[start of SOURCE EXCERPT]
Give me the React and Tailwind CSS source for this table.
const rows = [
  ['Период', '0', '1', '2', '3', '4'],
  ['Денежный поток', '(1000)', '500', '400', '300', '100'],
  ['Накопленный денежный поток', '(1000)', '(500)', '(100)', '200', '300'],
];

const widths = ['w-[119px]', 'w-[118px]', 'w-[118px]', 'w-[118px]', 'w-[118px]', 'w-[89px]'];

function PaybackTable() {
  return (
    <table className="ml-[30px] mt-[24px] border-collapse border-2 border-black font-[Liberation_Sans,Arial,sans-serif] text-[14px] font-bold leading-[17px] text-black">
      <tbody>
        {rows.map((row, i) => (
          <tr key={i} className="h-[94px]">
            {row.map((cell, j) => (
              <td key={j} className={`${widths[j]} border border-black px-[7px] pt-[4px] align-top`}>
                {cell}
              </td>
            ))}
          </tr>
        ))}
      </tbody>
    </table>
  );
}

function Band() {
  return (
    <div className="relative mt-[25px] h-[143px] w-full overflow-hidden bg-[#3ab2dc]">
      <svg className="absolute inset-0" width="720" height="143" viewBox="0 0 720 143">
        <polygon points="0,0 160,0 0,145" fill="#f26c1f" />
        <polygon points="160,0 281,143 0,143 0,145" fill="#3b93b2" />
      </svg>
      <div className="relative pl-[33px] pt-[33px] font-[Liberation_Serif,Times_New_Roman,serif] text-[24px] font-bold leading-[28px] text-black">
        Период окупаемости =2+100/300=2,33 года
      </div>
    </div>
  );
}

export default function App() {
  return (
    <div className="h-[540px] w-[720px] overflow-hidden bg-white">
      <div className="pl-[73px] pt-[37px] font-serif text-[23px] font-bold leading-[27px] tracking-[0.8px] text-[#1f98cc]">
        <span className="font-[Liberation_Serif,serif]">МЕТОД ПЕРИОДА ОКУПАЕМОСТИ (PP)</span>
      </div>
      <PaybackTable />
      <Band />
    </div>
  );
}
[end of SOURCE EXCERPT]
**TASK BRIEF:**
Extract the full listing and reproduce each line exactly.

**IN RESPONSE:**
Give me the React and Tailwind CSS source for this table.
const rows = [
  ['Период', '0', '1', '2', '3', '4'],
  ['Денежный поток', '(1000)', '500', '400', '300', '100'],
  ['Накопленный денежный поток', '(1000)', '(500)', '(100)', '200', '300'],
];

const widths = ['w-[119px]', 'w-[118px]', 'w-[118px]', 'w-[118px]', 'w-[118px]', 'w-[89px]'];

function PaybackTable() {
  return (
    <table className="ml-[30px] mt-[24px] border-collapse border-2 border-black font-[Liberation_Sans,Arial,sans-serif] text-[14px] font-bold leading-[17px] text-black">
      <tbody>
        {rows.map((row, i) => (
          <tr key={i} className="h-[94px]">
            {row.map((cell, j) => (
              <td key={j} className={`${widths[j]} border border-black px-[7px] pt-[4px] align-top`}>
                {cell}
              </td>
            ))}
          </tr>
        ))}
      </tbody>
    </table>
  );
}

function Band() {
  return (
    <div className="relative mt-[25px] h-[143px] w-full overflow-hidden bg-[#3ab2dc]">
      <svg className="absolute inset-0" width="720" height="143" viewBox="0 0 720 143">
        <polygon points="0,0 160,0 0,145" fill="#f26c1f" />
        <polygon points="160,0 281,143 0,143 0,145" fill="#3b93b2" />
      </svg>
      <div className="relative pl-[33px] pt-[33px] font-[Liberation_Serif,Times_New_Roman,serif] text-[24px] font-bold leading-[28px] text-black">
        Период окупаемости =2+100/300=2,33 года
      </div>
    </div>
  );
}

export default function App() {
  return (
    <div className="h-[540px] w-[720px] overflow-hidden bg-white">
      <div className="pl-[73px] pt-[37px] font-serif text-[23px] font-bold leading-[27px] tracking-[0.8px] text-[#1f98cc]">
        <span className="font-[Liberation_Serif,serif]">МЕТОД ПЕРИОДА ОКУПАЕМОСТИ (PP)</span>
      </div>
      <PaybackTable />
      <Band />
    </div>
  );
}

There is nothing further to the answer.